| WHAT IS EXPECTED |
Copy each line that has the string "page" somewhere in it.
═══ THE DATA ═══
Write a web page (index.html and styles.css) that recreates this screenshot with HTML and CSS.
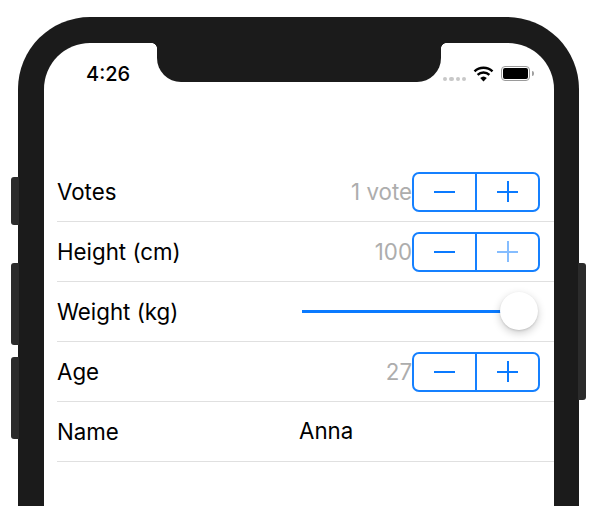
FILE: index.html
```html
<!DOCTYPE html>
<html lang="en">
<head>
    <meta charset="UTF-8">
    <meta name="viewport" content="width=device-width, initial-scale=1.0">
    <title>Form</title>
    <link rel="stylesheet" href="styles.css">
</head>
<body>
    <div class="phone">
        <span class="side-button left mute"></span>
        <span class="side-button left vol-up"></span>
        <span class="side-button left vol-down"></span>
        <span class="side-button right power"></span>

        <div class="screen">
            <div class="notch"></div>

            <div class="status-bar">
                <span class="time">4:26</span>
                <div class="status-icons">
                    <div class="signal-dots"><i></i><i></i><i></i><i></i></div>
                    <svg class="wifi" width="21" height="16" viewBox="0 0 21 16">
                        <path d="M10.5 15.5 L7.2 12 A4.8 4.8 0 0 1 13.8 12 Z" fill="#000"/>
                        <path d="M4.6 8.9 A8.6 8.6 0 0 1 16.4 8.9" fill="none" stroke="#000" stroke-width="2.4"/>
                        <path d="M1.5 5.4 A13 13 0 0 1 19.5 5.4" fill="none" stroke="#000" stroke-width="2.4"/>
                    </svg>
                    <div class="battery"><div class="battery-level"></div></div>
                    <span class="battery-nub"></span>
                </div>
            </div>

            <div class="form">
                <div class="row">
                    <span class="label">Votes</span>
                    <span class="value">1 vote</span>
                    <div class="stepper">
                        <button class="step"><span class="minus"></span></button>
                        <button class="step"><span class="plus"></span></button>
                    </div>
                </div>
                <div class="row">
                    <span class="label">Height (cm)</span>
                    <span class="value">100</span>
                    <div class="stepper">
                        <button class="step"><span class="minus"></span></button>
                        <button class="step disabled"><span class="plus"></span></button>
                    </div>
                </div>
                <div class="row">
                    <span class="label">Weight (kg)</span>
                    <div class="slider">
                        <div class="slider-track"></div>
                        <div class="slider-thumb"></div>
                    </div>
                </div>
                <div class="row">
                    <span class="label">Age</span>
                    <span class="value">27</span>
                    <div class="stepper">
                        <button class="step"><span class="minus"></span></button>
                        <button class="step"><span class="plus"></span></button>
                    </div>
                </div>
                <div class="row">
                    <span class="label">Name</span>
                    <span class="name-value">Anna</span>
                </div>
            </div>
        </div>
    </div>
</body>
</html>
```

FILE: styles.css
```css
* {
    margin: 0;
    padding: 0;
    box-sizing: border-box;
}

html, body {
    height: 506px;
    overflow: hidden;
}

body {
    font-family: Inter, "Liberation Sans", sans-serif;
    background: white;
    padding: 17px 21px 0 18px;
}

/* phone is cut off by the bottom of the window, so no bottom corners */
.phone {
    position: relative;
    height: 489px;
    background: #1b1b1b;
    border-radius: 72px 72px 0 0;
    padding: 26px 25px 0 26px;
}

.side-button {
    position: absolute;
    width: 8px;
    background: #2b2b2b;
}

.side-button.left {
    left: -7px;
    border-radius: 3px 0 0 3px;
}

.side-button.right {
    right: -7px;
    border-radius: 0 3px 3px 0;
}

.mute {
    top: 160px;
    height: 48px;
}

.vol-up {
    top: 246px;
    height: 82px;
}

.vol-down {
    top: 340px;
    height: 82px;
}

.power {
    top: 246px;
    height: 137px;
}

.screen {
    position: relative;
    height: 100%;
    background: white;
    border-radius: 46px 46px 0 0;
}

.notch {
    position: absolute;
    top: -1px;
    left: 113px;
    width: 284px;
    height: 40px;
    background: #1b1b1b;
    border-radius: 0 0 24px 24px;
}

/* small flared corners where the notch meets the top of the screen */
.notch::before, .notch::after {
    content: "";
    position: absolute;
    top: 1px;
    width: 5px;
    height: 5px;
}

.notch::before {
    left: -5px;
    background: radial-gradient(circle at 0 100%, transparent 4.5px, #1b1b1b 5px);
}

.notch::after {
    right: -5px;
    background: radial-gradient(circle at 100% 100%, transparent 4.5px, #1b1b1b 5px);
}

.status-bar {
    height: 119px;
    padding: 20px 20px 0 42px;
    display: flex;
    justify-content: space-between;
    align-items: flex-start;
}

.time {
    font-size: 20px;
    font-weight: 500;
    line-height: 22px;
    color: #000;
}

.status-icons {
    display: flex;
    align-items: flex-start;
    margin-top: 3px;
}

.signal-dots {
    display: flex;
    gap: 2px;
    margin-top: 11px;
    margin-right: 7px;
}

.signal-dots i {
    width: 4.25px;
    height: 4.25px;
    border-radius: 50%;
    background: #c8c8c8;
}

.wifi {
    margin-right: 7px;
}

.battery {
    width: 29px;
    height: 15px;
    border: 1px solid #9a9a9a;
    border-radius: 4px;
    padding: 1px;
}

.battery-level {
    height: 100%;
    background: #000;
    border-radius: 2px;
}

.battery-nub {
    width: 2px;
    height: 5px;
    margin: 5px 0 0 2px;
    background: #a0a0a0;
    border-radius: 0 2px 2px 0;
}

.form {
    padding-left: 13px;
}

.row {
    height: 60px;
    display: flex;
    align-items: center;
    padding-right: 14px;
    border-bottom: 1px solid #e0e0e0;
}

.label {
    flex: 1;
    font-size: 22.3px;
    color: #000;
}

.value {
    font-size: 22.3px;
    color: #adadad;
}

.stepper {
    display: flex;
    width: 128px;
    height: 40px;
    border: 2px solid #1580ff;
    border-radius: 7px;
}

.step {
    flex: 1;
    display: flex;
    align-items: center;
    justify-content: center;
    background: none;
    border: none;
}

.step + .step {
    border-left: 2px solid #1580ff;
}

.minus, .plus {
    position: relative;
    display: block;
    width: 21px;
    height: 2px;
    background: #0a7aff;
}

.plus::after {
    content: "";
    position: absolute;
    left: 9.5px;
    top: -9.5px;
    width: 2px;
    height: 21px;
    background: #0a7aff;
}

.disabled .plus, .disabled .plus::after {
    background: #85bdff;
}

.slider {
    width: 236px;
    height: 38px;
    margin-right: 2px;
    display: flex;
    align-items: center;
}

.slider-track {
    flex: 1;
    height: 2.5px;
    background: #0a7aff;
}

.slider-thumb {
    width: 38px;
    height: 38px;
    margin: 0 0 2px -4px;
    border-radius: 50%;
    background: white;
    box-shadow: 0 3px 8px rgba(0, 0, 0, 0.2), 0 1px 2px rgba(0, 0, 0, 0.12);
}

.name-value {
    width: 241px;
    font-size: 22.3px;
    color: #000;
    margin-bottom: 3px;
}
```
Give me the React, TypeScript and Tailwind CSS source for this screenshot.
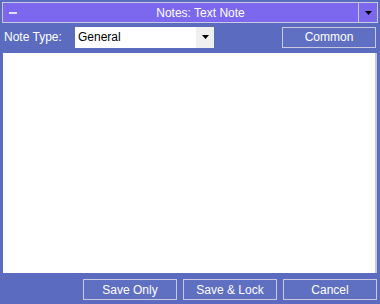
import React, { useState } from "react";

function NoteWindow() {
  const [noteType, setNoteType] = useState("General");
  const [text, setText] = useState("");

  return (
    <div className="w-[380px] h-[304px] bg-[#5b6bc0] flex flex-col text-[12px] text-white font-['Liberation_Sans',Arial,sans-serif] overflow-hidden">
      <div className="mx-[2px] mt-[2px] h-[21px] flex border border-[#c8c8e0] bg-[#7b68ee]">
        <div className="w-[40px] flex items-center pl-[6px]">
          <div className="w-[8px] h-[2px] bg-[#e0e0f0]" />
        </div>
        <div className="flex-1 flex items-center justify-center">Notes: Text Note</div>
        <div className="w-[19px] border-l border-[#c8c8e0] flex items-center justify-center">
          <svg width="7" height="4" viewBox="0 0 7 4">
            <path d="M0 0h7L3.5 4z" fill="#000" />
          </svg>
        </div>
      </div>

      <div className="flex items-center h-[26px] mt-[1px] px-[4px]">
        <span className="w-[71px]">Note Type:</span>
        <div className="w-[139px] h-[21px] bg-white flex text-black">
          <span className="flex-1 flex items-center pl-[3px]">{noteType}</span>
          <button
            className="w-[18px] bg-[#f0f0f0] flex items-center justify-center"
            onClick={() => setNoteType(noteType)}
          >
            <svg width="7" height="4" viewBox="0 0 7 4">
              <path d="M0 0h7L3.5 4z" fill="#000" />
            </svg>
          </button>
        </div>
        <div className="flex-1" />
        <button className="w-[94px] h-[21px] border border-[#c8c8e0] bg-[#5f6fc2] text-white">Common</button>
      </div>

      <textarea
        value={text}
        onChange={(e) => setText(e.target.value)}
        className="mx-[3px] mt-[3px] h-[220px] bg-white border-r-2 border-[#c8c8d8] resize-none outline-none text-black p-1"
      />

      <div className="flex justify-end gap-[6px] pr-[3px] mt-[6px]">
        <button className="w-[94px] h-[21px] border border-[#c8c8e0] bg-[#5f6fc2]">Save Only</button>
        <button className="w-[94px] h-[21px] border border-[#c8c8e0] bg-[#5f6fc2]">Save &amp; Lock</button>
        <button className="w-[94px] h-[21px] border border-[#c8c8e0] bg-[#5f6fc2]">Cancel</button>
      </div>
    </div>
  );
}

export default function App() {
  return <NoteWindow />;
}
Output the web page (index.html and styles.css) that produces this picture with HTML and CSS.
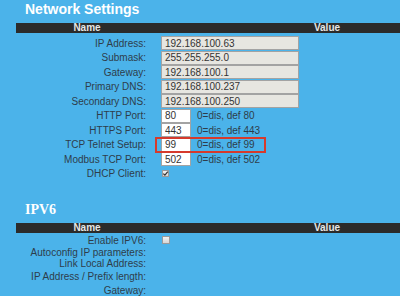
═══
| FULL RESPONSE |
Write a web page (index.html and styles.css) that recreates this screenshot with HTML and CSS.
Output the web page (index.html and styles.css) that produces this picture with HTML and CSS.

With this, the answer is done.